Four clerks: (Loud sigh of relief that they didn’t have to speak English motioned for me to follow them to the back.)
The mechanic in the back pulled out a stack of three boxes, a touring bike box and two mountain bike boxes. I chose the bigger (and much heavier but that didn’t seem important at the time) box thinking it would be easier to drop a bike with racks into.

I left the shop hefting this extra large box with my stronger right arm. I proudly said “No, thanks” to the taxis offering to give me a ride. “Gotta save those retirement dong (21,124 dong = $1)” I said to myself.

Continuing the walk, I  shifted the monstrosity to my left side. I was battling occasional gusts of wind and struggling to keep theT-Rex-sized box from blowing into motorcycles, pedestrians, or shiny diplomatic Mercedes roaring past me.

During one awkward step my  right shoe sunk into some thick gooey stuff that I was sure was dog poo until a shop owner yelled at me to pull my shoe out of his freshly poured 18 inch square of concrete.

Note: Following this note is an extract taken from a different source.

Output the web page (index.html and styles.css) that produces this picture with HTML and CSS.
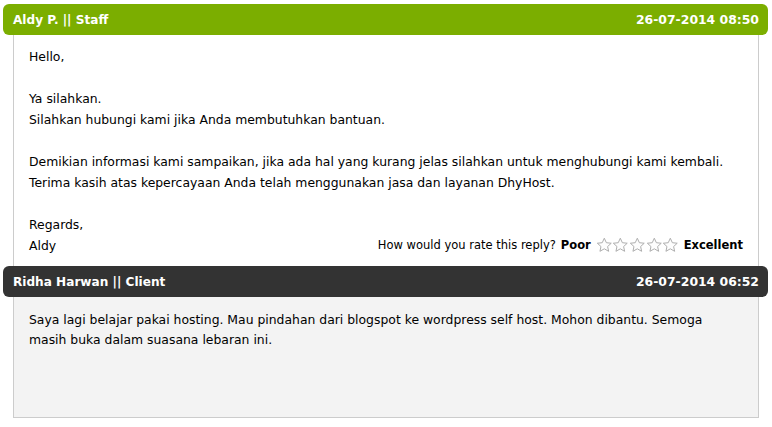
FILE: index.html
```html
<!DOCTYPE html>
<html lang="en">
<head>
  <meta charset="UTF-8">
  <title>Ticket Replies</title>
  <link rel="stylesheet" href="styles.css">
</head>
<body>
  <div class="thread">
    <div class="reply staff">
      <div class="reply-head">
        <span class="author">Aldy P. || Staff</span>
        <span class="date">26-07-2014 08:50</span>
      </div>
      <div class="reply-body">
        <p>Hello,</p>
        <p>Ya silahkan.<br>Silahkan hubungi kami jika Anda membutuhkan bantuan.</p>
        <p>Demikian informasi kami sampaikan, jika ada hal yang kurang jelas silahkan untuk menghubungi kami kembali.<br>Terima kasih atas kepercayaan Anda telah menggunakan jasa dan layanan DhyHost.</p>
        <div class="sign">
          <p>Regards,<br>Aldy</p>
          <div class="rating">
            How would you rate this reply? <b>Poor</b>
            <span class="stars">
              <svg viewBox="0 0 16 16"><path d="M8 1.2l2 4.3 4.7.5-3.5 3.2 1 4.6L8 11.4l-4.2 2.4 1-4.6L1.3 6l4.7-.5z"/></svg>
              <svg viewBox="0 0 16 16"><path d="M8 1.2l2 4.3 4.7.5-3.5 3.2 1 4.6L8 11.4l-4.2 2.4 1-4.6L1.3 6l4.7-.5z"/></svg>
              <svg viewBox="0 0 16 16"><path d="M8 1.2l2 4.3 4.7.5-3.5 3.2 1 4.6L8 11.4l-4.2 2.4 1-4.6L1.3 6l4.7-.5z"/></svg>
              <svg viewBox="0 0 16 16"><path d="M8 1.2l2 4.3 4.7.5-3.5 3.2 1 4.6L8 11.4l-4.2 2.4 1-4.6L1.3 6l4.7-.5z"/></svg>
              <svg viewBox="0 0 16 16"><path d="M8 1.2l2 4.3 4.7.5-3.5 3.2 1 4.6L8 11.4l-4.2 2.4 1-4.6L1.3 6l4.7-.5z"/></svg>
            </span>
            <b>Excellent</b>
          </div>
        </div>
      </div>
    </div>

    <div class="reply client">
      <div class="reply-head">
        <span class="author">Ridha Harwan || Client</span>
        <span class="date">26-07-2014 06:52</span>
      </div>
      <div class="reply-body">
        <p>Saya lagi belajar pakai hosting. Mau pindahan dari blogspot ke wordpress self host. Mohon dibantu. Semoga masih buka dalam suasana lebaran ini.</p>
      </div>
    </div>
  </div>
</body>
</html>
```

FILE: styles.css
```css
body {
  margin: 0;
  background: #fff;
  font-family: "DejaVu Sans", Verdana, sans-serif;
  font-size: 12.4px;
  color: #000;
}

.thread {
  padding: 4px 4px 0 3px;
}

.reply-head {
  display: flex;
  justify-content: space-between;
  align-items: center;
  height: 31px;
  padding: 0 9px 0 10px;
  border-radius: 6px;
  color: #fff;
  font-weight: bold;
  font-size: 12.4px;
}

.author {
  font-size: 12.1px;
}

.staff .reply-head {
  background: #7bae00;
}

.client .reply-head {
  background: #333333;
}

.reply-body {
  margin: 0 9px 0 10px;
  padding: 11px 15px 10px;
  border: 1px solid #cccccc;
  border-top: none;
  border-bottom: none;
  line-height: 21px;
}

.client .reply-body {
  box-sizing: border-box;
  min-height: 121px;
  background: #f3f3f3;
  border-bottom: 1px solid #cccccc;
  padding-top: 13px;
  line-height: 20px;
}

.reply-body p {
  margin: 0 0 21px;
}

.sign {
  display: flex;
  justify-content: space-between;
  align-items: flex-end;
}

.sign p {
  margin: 0;
}

.rating {
  font-size: 11.5px;
  display: flex;
  align-items: center;
  gap: 5px;
  line-height: 21px;
}

.stars {
  display: flex;
}

.stars svg {
  width: 16.6px;
  height: 16.6px;
  fill: #fdfdfd;
  stroke: #a8a8a8;
  stroke-width: 0.9;
}
```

Why did he even bother to pour this teeny tiny patch of concrete because the rest of the sidewalk for the entire city block was chipped, uneven or missing.

He glared.

And why didn’t he put some kind of caution tape around the soggy mess?

He glared again.

I scraped the wet concrete off my shoe by running my sandal across the gravel next to the teeny patch of concrete.  Then, I pulled up my chin, straightened my back, gripped the elephant-sized box with firm resolve and continued the walk to our hotel.

I repeated the  “box walk” the following day without stepping into wet concrete. Unfortunately, I was only able to find a much smaller and lighter  mountain bike box.

So here’s what we learned…

The larger, heavier touring box was easier to pack but ended up being 4 kg overweight. Cha Ching!

The smaller, lighter mountain bike box was harder to pack and too small thus requiring an additional box to hold the front wheel. Cha Ching!

We learned not to believe all those cyclists who say flying with bikes is easy. We also learned that it would have been cheaper to buy our bicycles a seat on the plane and let them enjoy a complimentary glass of white wine than to stuff them in the dank, dark cargo hold.

On a positive note, our bicycles received First Class baggage service, enjoyed their flight, and returned to us unscathed.